High Availability features in Temporal Cloud simplify deployment, ensuring operational continuity and data integrity even during unexpected events impacting Namespace operations. It uses a process called replication. Replication asynchronously replicates Workflow Executions from an active Namespace to its replica, which is physically located in another isolation domain within the same region or another region in the same continent. In the event of incidents in the active Namespaces, your replica is ready to take over. Temporal Cloud smoothly transitions control from the active to the replica via a "failover".

Isolation domains and replicas

An isolation domains is a physically isolated data center within a deployment region for a given cloud provider. Regions consist of multiple isolation domains, providing redundancy and fault tolerance. In some cases, the fallback domain may be in the same region as the primary, or it may be in a different region altogether, depending on your deployment configuration.

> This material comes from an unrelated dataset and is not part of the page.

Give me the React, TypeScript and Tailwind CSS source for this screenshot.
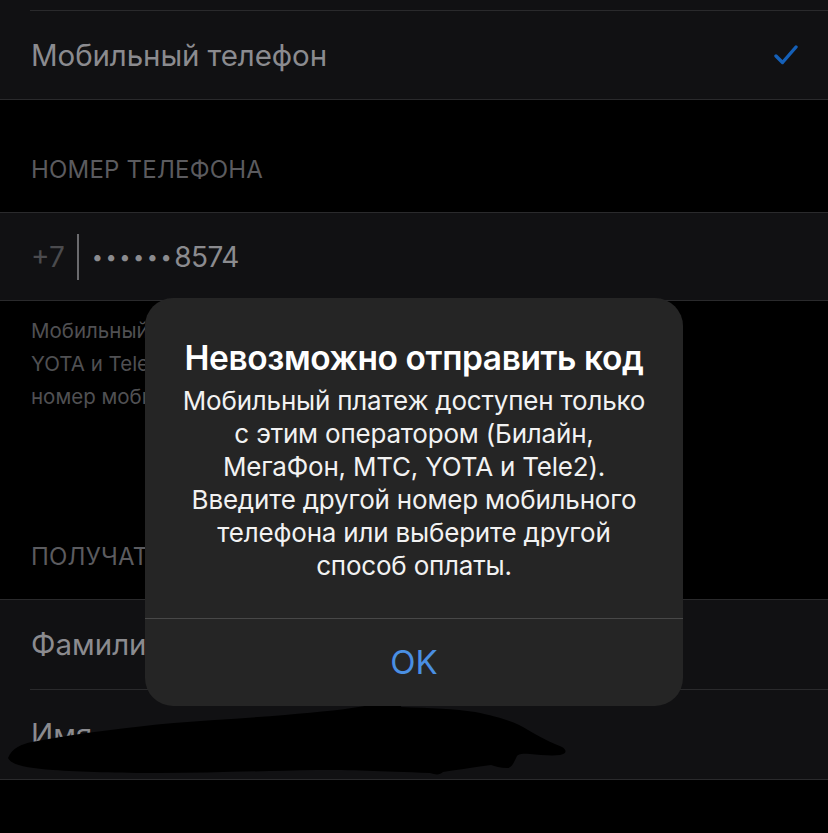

High availability simplifies deployment, ensuring operational continuity and data integrity even during unexpected events. Incidents that affect the data centers within a specific isolation domain may occur. High availability allows processing to shift from the affected domain to an already-synchronized fallback domain.

This synchronized domain is called a "replica." The process of duplicating all Workflow data ensures that your replica, which serves as the standby Namespace, is always available and ready to take on the active role. When necessary, Temporal Cloud smoothly transitions control from the active to the standby using a process called "failover".

High availability and business continuity

For many organizations, ensuring high availability is critical to maintaining business continuity. Temporal Cloud's high availability Namespace feature includes a 99.99% contractual Service Level Agreement (SLA). It provides 99.99% availability and 99.99% guarantee against service errors.

A high availability Namespace creates a single logical Namespace that operates across two physical isolation domains: one active and one standby. Replicated Namespaces streamline access for both domains to a unified Namespace endpoint. As Workflows progress in the active Namespace, history events are asynchronously replicated to the standby zone, ensuring continuity and data integrity.

In the event of an incident or outage in the active isolation domain, Temporal Cloud will seamlessly failover to your standby replica. Failovers allow existing Workflow Executions to continue running and new Workflow Executions to be started. Once failover occurs, the roles of the active and standby domains switch. The standby zone becomes active, and the previous active zone becomes the standby. After the issue is resolved, the domain "fails back" from the replica to the original.

Should you choose high availability?

Should you be using high availability Namespaces? It depends on your availability requirements:

  • High availability Namespaces offer a 99.99% contractual SLA for workloads with strict high availability needs. They use two Namespaces in two isolation domains to support standby recovery. In the event of an incident, Temporal Cloud automatically fails over the Namespace to the standby replica.
  • Namespaces without high availability include a 99.9% contractual Service Level Agreement (SLA). In this use, Temporal clients connect to a single Namespace in one deployment domain. For many applications, this offers sufficient availability.

Temporal Cloud provides 99.99% service availability for all Namespaces, both single-region and high availability.

SLA guarantees

High availability Namespaces offer 99.99% availability, enforced by Temporal Cloud's service error rates SLA. Our system is designed to limit data loss after recovery when the incident triggering the failover is resolved.

Our recovery point objective (RPO) is near-zero. There may be a short period of time during an incident or forced failover when some data is unavailable in the replica. Some Workflow History data won't arrive until networks issue are fixed, enabling the History to finish replicating and the divergent History branches to reconcile.

Temporal Cloud proactively responds to incidents by triggering failovers. Our recovery time objective (RTO) is 20 minutes or less per incident.

info

During a disaster scenario in which the data on the hard drives in the active Namespace cannot be recovered, the duration of data loss may be as high as the replication lag at the time of disaster.

Regional availability

Multi-region Namespaces are one of the high availability options you can choose. They are available in all existing Temporal Cloud regions.

tip

Namespace pairing is currently limited to regions within the same continent. South America is excluded as only one region is available.